Another new requirement that has opened some questions, according to Baum, are data protection assessments that concern data processing that could be of heightened risk to consumers. Baum said there are some remaining gray areas about if the requirements apply to activities before July 1 and some questions about specific activities that could fall under the requirement.
“In general, I think we probably will be expecting guidance from the Attorney General’s Office,” she added regarding the data protection assessments.
How Does Colorado Measure to Other States?
With concerns about digital data on the rise, lawmakers are taking an increased interest in passing state-level legislation around data rights. Baum said several things stick out about Colorado’s law and rulemaking process.
“A lot of the language is very similar to what you see in the GDPR,” said Baum, who added that with the exception of California, U.S. states have primarily modeled their rules off of the 2016 General Data Protection Regulation passed in the European Union.
She noted that Colorado and California have been the only two states so far to implement a rulemaking process. Colorado is also the first state to not exempt nonprofits from the law.
Baum added that Colorado is at the forefront of certain parts of data privacy matters including universal opt-outs.
“Something that Colorado is really at the forefront of is pushing something that we see in the California law … it’s called a universal opt-out mechanism,” said Baum. “Basically, it’s an automatic signal that a consumer could use in order to opt out of certain things like targeted advertising or sale of their data.”

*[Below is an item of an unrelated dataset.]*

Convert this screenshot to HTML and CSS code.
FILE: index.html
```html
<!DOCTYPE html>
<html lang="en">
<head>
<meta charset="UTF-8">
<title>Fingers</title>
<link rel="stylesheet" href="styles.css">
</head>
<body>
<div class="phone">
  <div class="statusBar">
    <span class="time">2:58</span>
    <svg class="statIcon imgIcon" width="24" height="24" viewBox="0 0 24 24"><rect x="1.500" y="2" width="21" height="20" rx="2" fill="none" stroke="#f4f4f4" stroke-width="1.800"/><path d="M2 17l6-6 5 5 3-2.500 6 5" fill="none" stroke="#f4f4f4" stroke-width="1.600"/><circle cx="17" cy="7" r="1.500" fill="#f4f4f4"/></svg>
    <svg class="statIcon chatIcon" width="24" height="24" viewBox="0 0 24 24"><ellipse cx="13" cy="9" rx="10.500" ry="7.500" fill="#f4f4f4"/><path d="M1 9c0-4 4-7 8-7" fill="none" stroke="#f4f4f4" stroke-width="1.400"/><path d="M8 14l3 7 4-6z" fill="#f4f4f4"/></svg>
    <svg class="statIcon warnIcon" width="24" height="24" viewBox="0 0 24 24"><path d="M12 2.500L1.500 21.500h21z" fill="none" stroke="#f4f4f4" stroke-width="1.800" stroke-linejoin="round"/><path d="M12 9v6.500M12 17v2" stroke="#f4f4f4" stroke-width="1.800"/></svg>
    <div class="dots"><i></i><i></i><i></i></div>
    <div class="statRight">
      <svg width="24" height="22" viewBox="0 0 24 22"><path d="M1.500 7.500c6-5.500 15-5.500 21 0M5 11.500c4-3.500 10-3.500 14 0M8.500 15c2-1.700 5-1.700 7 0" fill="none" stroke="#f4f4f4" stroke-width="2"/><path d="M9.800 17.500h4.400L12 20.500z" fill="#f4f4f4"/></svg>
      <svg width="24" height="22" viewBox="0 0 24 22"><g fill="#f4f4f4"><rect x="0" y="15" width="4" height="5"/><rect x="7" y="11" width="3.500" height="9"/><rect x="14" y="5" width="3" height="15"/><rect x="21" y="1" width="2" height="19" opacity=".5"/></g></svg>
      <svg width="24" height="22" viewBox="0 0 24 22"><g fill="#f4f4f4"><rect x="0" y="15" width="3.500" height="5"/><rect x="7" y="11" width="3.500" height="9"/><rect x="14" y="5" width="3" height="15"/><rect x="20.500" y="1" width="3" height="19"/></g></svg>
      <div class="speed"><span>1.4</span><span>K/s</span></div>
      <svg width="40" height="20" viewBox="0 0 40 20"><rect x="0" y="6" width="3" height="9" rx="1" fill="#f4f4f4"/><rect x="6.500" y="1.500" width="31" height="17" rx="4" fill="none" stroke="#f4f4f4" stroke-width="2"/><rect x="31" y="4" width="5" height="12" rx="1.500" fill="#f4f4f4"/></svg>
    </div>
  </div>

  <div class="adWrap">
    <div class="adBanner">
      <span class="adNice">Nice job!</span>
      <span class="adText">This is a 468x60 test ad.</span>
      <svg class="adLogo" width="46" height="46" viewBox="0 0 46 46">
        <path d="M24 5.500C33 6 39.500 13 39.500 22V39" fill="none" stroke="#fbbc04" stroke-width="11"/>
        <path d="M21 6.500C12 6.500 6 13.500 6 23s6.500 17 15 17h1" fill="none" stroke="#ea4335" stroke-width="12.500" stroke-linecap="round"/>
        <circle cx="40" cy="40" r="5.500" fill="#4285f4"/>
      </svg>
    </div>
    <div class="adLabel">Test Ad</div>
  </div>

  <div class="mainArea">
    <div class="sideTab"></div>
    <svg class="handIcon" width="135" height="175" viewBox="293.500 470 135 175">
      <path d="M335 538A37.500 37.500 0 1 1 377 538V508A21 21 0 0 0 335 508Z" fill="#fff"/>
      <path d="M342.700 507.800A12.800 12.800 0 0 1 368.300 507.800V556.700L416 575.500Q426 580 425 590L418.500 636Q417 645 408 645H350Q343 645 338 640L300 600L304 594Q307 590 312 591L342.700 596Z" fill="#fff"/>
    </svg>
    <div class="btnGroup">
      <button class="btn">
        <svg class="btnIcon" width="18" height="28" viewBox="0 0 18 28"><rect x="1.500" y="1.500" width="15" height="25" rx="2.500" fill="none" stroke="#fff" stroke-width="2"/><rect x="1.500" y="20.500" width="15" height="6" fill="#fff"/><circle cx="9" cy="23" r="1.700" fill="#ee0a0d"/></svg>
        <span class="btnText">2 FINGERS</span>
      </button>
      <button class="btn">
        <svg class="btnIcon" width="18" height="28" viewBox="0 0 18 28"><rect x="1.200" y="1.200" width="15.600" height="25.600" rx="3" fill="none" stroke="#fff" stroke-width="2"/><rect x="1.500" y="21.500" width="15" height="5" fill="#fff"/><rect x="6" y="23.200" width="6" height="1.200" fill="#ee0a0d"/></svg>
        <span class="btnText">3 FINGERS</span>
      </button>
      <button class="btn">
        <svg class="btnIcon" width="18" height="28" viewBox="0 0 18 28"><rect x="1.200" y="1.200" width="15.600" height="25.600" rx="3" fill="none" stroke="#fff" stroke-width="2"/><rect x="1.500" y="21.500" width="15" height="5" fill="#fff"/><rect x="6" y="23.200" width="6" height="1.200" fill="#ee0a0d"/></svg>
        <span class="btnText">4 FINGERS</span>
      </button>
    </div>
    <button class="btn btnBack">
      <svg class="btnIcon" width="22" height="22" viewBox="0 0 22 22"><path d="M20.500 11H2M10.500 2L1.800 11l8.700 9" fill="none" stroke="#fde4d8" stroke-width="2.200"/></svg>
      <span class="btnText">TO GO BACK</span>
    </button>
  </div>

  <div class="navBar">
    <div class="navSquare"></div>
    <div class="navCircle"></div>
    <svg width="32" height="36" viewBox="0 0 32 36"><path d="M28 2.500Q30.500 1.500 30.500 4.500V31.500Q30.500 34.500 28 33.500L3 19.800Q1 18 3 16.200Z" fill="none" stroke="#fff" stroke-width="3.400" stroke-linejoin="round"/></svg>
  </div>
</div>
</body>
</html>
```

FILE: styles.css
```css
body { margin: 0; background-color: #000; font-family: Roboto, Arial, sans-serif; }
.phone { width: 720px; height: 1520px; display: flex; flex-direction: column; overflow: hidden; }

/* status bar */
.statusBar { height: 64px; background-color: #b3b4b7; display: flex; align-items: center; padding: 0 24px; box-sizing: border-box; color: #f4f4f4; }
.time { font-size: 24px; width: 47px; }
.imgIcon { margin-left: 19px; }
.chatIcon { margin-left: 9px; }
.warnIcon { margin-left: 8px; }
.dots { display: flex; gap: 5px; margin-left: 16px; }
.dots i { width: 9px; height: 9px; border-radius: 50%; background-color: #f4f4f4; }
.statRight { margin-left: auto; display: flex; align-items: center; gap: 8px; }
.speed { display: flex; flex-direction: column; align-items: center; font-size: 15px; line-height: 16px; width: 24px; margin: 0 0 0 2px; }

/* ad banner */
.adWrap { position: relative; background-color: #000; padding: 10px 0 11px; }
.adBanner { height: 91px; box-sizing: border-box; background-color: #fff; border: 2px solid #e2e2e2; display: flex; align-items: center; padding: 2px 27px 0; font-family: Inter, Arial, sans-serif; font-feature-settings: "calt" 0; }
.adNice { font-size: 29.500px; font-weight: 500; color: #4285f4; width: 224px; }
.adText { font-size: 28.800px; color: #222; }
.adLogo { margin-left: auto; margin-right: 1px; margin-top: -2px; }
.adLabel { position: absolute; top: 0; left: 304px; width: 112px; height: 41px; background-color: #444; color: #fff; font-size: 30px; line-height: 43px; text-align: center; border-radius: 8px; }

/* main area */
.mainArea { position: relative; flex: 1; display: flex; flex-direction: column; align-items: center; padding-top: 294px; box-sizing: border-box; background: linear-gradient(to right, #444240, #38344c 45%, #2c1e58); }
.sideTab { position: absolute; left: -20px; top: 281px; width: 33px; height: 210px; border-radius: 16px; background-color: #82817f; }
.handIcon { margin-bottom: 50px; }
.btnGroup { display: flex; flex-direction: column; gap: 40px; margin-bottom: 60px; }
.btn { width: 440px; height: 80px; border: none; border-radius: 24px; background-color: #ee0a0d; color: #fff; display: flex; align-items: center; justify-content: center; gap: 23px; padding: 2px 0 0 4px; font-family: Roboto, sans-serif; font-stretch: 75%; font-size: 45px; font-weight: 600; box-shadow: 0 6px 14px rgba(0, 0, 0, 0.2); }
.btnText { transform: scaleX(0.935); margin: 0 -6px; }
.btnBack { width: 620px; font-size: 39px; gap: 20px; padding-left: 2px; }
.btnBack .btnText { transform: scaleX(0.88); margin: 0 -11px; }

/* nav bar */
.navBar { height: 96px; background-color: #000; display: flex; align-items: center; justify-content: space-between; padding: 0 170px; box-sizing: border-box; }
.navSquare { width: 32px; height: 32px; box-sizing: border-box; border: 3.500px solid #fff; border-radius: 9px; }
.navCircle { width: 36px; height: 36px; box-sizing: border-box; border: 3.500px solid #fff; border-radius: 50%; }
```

The Colorado AG’s office indicated plans to publish a list of technologies that can be considered universal opt-out mechanisms and Baum believes that will provide increased clarity for consumers, businesses and other states that are grappling with opt-out requirements.
According to a press release by the Colorado AG’s office, CPA makes Colorado the first state to enact automated decision-making regulations, like profiling, in a state privacy law.
With CPA going into effect in just over three months, Baum recommends that Colorado organizations prepare for its enforcement.
She said the first step of that for organizations is understanding whether or not the law applies to them. Organizations should look at what data they collect or process and for how many people. Since CPA also exempts certain organizations and data types, they should factor that in as well.
Baum says the next step for many organizations will be taking stock of their data collection process. That can include understanding what type of data is collected, where it comes from, how it’s used and where it might be transferred.
“Making sure you have a really good understanding of the data flows that part of your business processes is going to be really key,” Baum explained. “I think what we’ve seen in Colorado, especially with these rulemaking processes, is an appetite to make sure that the law is clear and kind of signaling that it will be enforced.”
She added that CPA’s obligations for data holders aren’t simple and organizations should carefully review what’s expected of them to be in compliance.